College basketball week 8: 5 biggest takeaways
By Chris Stone
3. Indiana is stumbling and doesn’t have an easy fix
After losing a home matchup to the Nebraska Cornhuskers and a neutral site contest to the Louisville Cardinals, the Indiana Hoosiers are on a two game losing streak heading into the heart of Big Ten play. The Hoosiers have been as bipolar as any team in America this season. They own big time wins over Kansas and North Carolina, but have already lost four games and look like they might be closer to the second tier of the Big Ten than the top of the league with teams like Wisconsin and Purdue.
The concerns for Indiana are two-fold. First, the Hoosiers are a questionable defensive operation despite having the versatile OG Anunoby. In three of their four losses (IPFW excluded), they have given up 1.17 points per possession or worse.
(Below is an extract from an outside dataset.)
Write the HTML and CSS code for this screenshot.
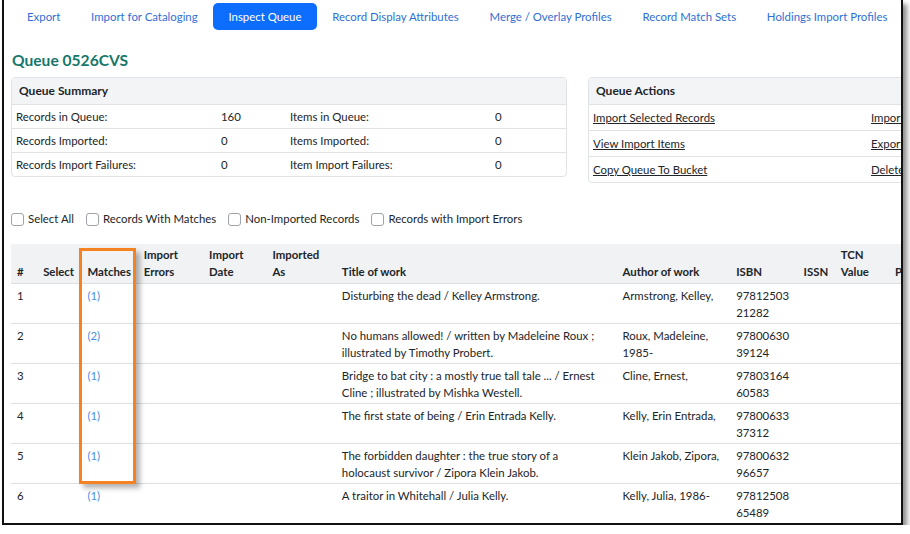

Indiana doesn’t create turnovers (16.3 percent turnover rate, 311th nationally) and is therefore reliant on opponents to miss shots. When they don’t, the Hoosiers lose.
Second, Indiana is heavily reliant on being able to knockdown outside shots. The Hoosiers have attempted 40.3 percent of their total field goal attempts from behind the arc this season and although they’re generally a good shooting team they’ve struggled from deep in their losses. Indiana is shooting just 30.8 percent on 3-pointers across those four games.
Poor defense can be improved upon. Head coach Tom Crean got the Hoosiers playing better defense by the NCAA Tournament last season, but poor shooting nights are dangerous in the single-elimination environment of March if you’re heavily reliant on them to score.